In which I say goodbye to Russia
I find myself back in Moscow after a four day straight train journey (the funniest part of which was being summoned for a photo with the train crew because on hearing I was writing a book they assumed…well, I don't know what really but God knows what newsletter that's ending up in). Tomorrow I'll take the plane (via Zurich) back to London and so, I find myself at the end of my Russian journey having met hundreds of people, eaten around 87 beetroot salads and taken about 10 trains but for very long distances indeed.
I don't think I've mentioned before how magnificent the trains are here but they are - old and dignified with pleasingly kitsch buffet cars (think dollies, plastic flowers) and stern attendants who roam the aisles with miniature vacuum cleaners hunting errant crumbs. The train rocks you as you write or read or watch the endless ribbon of Siberia unfurl outside the window, Russian passengers offer their bread or teabags for a cup of tea and you sit opposite, chew and smile at one another in a companionable silence. The trains can be fearsomely hot though, and I am always on the upper berth, hunched over a notepad, sweating through my clothes and planning when I will next do the gymnastics it will require to get down to the samovar or toilet.
On my two day journey from Omsk to Irkutsk for various reasons we were only able to get off the train once for a few minutes.

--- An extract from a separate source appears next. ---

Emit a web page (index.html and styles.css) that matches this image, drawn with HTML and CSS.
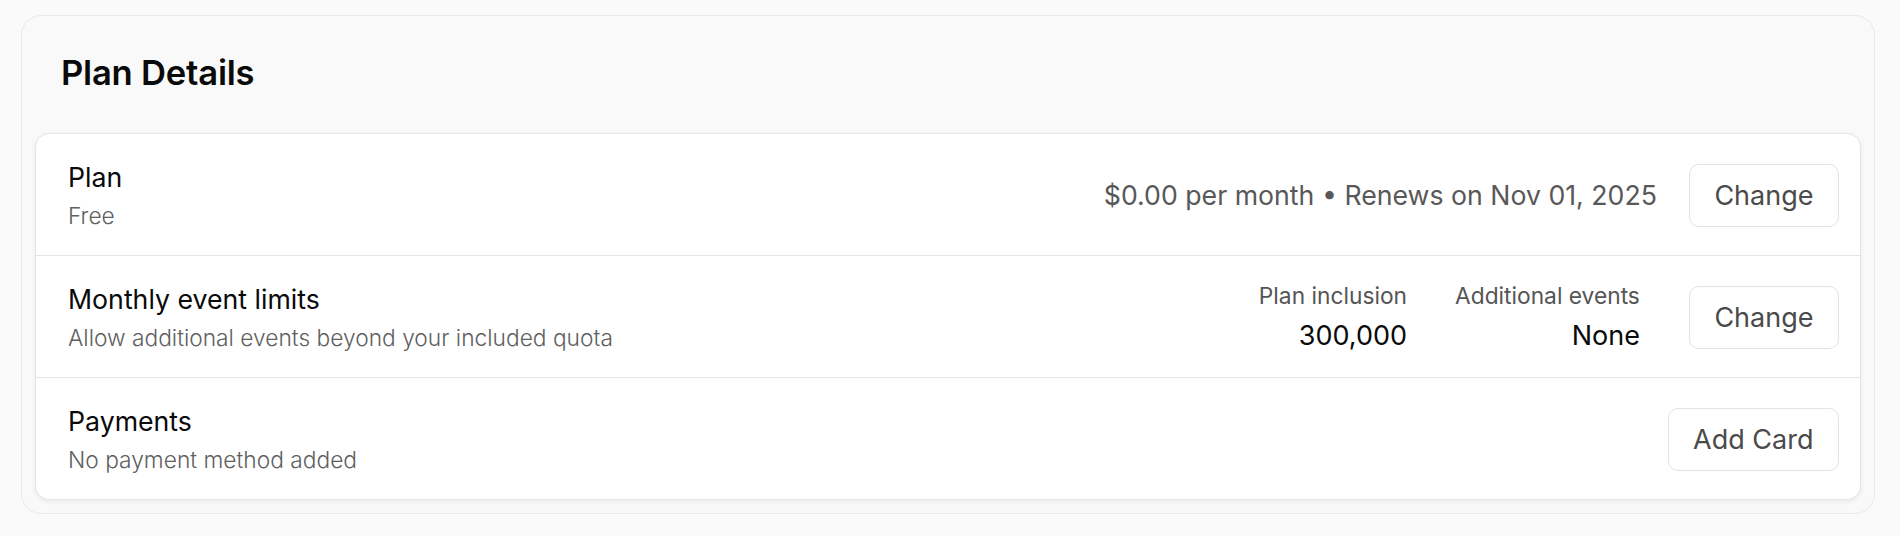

I stepped down onto the platform, feeling my bones and muscles stretch out, the breeze finally cooling me down. I bought a chocolate-chip ice-cream from the kiosk, listened to the hisses and cranks of our resting train, the chatter or the other passengers and watched the sun setting behind the mint green station. It was a perfect moment, and just at that perfect moment I looked down and there was a big shiny black horsefly on my calf, a purple bruise already spreading on the skin around it. I flicked the fly off and a large drop of blood ballooned from the centre of the discoloured skin. I finished my ice-cream (obviously) but the moment was gone – I was too busy worrying about whether it might have carried some sort of indigenous horsefly disease.
I tell this story because it is the best way I can describe the mixture of emotions I have experienced here on my journey from Moscow to Siberia, West to East and then the long, long journey West again. It has been a constant shift between hard then easy, enjoyable then shitty, life affirming then incredibly frustrating – it has been all of these things, often within hours of each other. But as my wise (and beautiful) partner said to me, enjoying it was hardly the point and of course, she was right.
I'll return home with a 2nd draft Thirst and knowledge of Russia without which it would have been impossible to complete the novel. I leave feeling confident I have everything I need either already on the page or bubbling away for future use. Thankfully Thirst is not a novel about Russia because if it were my journey would barely have scratched the surface of what I needed to know, but for Dave and Alena's journeys I have more than enough. I can return home and finish this novel and weave all I have seen and heard and experienced through its pages. I am so, so grateful for this journey, the good times, the difficult times and all the ice-cream cones in between. Now, I'm taking these travelling feet home to Hackney.